● **WRITTEN INSTRUCTION**
Copy out all lines where "index" appears.

BEGIN EXCERPTED DATA

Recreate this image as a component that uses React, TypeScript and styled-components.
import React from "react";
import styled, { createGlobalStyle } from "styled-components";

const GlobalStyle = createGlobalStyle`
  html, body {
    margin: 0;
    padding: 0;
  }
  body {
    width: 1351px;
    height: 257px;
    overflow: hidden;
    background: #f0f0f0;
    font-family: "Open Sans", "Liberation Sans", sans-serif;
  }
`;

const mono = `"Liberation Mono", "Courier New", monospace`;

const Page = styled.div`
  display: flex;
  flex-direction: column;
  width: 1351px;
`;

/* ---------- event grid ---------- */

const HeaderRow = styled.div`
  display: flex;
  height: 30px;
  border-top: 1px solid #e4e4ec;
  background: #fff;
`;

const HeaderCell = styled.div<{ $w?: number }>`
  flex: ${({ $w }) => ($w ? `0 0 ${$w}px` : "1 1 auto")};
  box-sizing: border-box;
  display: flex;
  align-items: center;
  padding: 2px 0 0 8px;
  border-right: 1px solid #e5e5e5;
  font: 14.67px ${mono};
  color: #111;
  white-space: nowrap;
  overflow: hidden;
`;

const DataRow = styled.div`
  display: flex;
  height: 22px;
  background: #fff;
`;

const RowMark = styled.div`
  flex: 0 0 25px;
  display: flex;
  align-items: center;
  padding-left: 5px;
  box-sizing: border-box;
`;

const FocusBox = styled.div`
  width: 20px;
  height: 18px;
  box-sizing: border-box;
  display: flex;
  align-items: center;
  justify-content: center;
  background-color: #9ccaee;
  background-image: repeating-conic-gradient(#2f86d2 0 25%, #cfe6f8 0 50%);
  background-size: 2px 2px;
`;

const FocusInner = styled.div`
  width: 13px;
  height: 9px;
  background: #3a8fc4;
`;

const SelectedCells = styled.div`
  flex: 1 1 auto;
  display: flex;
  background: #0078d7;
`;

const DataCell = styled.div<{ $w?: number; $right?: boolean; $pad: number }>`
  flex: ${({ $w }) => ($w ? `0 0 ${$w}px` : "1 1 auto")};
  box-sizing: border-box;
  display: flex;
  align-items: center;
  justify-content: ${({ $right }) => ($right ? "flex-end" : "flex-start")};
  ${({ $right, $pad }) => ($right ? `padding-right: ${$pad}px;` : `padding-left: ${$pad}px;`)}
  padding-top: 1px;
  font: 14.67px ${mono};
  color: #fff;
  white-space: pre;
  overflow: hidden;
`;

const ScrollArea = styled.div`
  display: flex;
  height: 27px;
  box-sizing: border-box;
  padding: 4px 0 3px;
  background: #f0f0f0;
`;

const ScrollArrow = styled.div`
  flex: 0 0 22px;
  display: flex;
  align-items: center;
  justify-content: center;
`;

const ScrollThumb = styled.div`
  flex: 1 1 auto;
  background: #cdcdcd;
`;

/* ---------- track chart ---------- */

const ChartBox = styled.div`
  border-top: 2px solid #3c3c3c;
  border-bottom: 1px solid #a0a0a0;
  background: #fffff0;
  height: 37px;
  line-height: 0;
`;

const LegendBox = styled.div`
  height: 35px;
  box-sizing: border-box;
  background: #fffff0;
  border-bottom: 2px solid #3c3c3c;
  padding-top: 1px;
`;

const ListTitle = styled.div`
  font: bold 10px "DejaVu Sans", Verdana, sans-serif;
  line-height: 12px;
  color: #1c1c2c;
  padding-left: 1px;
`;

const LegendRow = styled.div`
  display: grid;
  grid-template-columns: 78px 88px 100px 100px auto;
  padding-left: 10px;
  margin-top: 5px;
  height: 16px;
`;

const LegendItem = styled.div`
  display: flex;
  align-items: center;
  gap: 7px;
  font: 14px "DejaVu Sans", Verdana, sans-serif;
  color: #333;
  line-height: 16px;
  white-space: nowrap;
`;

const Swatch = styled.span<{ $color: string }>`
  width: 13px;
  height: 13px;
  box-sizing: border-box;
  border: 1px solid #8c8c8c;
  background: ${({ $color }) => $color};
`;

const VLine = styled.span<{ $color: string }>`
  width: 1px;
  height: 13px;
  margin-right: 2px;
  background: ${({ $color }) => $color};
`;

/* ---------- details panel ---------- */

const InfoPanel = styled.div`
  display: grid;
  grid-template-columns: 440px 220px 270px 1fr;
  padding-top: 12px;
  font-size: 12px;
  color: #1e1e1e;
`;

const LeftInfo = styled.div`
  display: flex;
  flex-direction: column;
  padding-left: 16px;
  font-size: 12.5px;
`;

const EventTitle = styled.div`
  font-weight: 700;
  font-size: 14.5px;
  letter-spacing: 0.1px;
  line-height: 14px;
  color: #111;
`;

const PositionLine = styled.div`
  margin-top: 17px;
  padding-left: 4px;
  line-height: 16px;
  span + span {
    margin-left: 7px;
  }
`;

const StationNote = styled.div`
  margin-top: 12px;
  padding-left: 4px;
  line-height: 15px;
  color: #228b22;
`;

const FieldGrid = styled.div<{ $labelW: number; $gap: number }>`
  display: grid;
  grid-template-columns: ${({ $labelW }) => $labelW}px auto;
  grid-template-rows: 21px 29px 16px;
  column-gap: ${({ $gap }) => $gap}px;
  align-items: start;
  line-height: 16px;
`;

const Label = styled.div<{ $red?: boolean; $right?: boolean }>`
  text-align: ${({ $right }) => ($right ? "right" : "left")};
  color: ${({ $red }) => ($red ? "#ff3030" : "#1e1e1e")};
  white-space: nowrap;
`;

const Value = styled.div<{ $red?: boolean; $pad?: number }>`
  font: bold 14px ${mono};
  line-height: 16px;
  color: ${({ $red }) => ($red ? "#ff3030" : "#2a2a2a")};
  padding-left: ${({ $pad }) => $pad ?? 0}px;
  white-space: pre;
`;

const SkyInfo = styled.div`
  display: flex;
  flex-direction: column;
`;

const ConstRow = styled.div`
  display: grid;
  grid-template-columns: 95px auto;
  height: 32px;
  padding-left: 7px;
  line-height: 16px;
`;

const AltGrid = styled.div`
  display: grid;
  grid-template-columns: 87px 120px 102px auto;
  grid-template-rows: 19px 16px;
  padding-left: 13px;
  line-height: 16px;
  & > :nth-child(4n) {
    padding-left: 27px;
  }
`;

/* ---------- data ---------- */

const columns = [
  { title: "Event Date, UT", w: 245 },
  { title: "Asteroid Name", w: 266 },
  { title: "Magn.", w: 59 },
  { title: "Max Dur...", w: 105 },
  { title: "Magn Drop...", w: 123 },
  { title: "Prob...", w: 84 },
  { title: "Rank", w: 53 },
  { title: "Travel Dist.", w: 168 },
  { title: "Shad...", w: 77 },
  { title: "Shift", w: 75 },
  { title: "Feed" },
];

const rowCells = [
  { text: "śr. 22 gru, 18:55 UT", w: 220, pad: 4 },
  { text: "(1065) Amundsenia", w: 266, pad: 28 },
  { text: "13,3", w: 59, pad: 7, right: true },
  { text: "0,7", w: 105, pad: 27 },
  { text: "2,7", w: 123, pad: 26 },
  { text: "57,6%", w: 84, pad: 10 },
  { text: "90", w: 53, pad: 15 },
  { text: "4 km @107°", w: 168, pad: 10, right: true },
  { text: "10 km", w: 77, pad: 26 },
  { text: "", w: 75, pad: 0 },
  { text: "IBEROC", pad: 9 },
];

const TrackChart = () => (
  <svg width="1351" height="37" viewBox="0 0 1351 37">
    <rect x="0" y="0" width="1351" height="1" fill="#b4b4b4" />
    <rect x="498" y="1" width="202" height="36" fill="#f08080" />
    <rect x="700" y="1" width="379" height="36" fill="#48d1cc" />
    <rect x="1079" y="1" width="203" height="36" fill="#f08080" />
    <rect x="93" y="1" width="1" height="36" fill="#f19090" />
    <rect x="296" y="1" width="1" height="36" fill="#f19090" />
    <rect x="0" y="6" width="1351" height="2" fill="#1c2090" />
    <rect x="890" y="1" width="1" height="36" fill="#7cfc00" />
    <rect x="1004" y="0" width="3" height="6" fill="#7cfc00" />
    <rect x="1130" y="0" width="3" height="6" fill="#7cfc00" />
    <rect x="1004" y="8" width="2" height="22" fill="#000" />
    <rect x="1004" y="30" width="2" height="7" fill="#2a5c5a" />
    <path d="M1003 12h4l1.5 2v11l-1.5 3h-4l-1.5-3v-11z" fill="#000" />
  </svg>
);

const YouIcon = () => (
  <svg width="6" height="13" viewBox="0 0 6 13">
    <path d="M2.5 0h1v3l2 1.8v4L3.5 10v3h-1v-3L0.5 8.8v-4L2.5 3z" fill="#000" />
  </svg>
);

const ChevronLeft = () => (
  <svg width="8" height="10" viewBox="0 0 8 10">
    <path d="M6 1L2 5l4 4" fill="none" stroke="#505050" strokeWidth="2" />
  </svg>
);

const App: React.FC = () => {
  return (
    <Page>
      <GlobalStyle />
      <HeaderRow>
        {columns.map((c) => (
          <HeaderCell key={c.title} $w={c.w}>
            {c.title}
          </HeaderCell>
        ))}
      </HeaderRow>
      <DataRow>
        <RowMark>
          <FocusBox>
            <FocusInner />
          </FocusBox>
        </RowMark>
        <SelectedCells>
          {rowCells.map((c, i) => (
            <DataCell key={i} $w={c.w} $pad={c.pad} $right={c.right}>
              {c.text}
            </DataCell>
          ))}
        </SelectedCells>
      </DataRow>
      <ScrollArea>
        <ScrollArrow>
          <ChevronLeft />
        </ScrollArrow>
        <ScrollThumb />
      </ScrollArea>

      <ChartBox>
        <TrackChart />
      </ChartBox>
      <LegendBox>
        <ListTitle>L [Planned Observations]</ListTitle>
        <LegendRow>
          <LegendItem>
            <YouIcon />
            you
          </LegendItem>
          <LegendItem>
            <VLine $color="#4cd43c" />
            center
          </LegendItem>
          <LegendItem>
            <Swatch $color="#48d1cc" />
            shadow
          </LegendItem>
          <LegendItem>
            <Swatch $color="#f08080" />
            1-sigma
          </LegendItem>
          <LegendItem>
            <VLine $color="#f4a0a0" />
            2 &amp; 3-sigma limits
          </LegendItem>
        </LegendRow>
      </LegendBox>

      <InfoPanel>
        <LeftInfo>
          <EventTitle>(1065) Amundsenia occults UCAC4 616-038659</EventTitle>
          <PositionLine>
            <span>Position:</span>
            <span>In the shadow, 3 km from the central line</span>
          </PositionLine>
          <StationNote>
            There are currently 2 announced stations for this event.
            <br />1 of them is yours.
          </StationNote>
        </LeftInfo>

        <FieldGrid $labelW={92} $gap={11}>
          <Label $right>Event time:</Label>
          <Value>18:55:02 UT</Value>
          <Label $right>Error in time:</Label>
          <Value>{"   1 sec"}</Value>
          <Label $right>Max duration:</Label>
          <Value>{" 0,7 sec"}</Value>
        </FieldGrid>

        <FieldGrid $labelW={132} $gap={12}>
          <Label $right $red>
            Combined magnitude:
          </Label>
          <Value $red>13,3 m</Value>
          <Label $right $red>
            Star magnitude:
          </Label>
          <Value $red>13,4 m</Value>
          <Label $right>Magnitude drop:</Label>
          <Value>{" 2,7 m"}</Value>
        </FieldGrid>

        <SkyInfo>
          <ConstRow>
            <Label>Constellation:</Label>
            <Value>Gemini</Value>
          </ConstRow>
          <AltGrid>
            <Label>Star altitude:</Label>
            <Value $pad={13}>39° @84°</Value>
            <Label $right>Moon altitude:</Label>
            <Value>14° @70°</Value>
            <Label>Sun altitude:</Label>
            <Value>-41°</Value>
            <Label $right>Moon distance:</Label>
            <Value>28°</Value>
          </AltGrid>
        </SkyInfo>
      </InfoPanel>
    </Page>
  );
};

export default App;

END EXCERPTED DATA
BEGIN EXCERPTED DATA

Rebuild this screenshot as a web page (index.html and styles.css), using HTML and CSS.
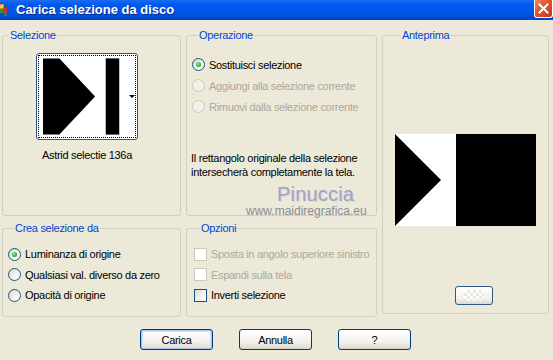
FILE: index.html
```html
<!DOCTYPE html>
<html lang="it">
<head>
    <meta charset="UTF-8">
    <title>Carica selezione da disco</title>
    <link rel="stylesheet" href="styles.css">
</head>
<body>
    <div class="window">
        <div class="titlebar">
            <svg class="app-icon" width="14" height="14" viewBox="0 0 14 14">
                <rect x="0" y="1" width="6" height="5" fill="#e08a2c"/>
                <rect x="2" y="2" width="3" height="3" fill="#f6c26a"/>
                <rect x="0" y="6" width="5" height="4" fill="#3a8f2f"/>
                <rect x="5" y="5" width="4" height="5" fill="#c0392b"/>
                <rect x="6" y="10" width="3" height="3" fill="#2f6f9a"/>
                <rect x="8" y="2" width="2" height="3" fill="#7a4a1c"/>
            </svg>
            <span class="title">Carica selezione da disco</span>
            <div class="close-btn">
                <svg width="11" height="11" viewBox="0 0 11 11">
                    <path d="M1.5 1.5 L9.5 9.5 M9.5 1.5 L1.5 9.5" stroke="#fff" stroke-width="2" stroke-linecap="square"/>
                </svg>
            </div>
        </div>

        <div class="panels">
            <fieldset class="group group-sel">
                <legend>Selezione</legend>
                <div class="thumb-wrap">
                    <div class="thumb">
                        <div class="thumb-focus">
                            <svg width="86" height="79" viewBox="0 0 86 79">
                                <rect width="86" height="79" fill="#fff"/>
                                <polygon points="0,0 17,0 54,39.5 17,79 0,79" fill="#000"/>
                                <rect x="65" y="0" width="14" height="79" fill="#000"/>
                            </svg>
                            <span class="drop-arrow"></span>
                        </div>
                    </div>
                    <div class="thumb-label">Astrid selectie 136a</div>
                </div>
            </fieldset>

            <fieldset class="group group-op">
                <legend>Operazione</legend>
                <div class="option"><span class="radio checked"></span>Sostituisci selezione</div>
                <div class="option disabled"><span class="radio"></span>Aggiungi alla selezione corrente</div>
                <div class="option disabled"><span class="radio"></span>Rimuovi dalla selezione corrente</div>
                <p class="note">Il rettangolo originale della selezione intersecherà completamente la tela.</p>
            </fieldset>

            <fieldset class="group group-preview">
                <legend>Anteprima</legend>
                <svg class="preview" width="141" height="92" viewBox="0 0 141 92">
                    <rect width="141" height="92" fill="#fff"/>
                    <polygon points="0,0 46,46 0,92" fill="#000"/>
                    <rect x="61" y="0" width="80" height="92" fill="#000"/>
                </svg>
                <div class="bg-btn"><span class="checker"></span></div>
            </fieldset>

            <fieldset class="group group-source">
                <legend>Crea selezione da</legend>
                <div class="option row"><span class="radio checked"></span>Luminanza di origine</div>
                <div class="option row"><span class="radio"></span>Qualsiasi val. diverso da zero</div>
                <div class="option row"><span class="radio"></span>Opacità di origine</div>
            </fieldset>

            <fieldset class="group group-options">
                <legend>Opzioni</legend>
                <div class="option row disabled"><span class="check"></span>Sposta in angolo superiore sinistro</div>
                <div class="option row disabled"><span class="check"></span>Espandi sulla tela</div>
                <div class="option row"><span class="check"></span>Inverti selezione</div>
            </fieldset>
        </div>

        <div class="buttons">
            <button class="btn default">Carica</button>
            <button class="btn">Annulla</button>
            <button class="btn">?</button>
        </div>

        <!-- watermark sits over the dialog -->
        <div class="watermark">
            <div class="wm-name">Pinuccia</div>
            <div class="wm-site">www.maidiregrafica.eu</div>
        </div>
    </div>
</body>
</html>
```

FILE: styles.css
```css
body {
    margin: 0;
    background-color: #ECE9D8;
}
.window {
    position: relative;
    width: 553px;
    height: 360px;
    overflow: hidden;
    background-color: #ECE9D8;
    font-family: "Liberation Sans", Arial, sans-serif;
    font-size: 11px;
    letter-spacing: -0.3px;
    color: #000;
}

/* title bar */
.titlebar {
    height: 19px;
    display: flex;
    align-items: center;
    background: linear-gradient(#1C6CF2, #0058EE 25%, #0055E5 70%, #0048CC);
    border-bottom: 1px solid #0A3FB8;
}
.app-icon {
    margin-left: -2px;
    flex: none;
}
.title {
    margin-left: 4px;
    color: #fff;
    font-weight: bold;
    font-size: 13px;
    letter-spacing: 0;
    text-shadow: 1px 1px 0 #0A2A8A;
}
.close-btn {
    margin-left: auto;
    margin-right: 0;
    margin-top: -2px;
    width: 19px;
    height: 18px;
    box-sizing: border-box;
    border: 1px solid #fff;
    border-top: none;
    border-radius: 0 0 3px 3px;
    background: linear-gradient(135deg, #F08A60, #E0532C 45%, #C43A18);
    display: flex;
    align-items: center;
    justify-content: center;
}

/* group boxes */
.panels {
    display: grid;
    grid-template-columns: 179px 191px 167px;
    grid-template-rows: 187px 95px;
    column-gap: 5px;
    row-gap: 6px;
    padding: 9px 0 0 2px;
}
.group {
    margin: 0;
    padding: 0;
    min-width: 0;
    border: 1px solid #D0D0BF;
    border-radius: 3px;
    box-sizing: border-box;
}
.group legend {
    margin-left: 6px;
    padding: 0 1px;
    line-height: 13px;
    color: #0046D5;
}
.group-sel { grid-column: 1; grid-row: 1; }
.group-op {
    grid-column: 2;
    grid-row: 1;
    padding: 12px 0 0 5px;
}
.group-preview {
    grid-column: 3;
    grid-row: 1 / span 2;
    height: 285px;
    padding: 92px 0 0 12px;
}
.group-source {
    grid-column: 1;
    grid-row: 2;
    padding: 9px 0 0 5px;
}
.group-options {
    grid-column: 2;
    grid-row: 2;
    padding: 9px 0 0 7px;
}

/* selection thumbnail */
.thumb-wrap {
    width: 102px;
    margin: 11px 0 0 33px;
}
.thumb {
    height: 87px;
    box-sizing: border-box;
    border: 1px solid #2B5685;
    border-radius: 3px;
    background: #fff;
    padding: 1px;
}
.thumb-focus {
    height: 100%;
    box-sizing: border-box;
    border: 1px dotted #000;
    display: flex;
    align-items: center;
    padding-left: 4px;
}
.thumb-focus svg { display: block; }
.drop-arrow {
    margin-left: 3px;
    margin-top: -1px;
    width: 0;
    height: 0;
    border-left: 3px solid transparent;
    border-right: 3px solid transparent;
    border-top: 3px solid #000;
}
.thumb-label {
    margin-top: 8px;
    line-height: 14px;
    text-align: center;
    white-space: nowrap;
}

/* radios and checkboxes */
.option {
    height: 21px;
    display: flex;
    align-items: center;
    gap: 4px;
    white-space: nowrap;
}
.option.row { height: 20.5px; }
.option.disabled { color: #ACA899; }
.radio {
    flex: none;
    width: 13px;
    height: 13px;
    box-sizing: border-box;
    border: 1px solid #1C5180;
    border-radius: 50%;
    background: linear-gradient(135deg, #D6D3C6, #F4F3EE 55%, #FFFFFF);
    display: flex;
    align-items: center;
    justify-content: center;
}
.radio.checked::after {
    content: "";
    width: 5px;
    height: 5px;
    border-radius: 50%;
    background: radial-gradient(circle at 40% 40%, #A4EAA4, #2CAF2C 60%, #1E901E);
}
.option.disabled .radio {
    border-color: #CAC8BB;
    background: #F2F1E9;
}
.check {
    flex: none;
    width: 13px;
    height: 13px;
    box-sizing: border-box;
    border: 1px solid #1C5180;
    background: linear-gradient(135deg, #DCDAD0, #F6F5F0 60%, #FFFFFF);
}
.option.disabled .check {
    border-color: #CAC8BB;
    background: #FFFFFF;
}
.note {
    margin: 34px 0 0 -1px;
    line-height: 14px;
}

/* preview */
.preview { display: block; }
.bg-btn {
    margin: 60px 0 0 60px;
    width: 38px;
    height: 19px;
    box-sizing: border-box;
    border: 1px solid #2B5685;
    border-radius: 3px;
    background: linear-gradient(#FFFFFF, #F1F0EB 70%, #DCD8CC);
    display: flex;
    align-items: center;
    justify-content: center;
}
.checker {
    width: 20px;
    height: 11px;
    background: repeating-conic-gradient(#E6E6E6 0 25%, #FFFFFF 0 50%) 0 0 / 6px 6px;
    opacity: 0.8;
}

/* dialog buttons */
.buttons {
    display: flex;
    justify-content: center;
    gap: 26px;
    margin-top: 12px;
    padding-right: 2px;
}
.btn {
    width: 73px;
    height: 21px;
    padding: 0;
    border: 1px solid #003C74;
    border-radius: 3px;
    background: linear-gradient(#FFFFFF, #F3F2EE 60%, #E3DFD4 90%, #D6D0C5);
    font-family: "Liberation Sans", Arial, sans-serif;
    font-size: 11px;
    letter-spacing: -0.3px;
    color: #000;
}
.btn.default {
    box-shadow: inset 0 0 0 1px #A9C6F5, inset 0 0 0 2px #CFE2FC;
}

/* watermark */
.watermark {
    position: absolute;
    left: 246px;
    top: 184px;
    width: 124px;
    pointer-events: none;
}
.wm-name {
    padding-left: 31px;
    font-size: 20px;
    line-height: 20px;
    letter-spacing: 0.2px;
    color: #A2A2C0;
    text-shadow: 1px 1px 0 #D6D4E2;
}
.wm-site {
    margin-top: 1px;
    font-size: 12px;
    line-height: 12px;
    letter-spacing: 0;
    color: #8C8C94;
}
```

END EXCERPTED DATA

● **SOLUTION TO THE PROBLEM**
Rebuild this screenshot as a web page (index.html and styles.css), using HTML and CSS.
FILE: index.html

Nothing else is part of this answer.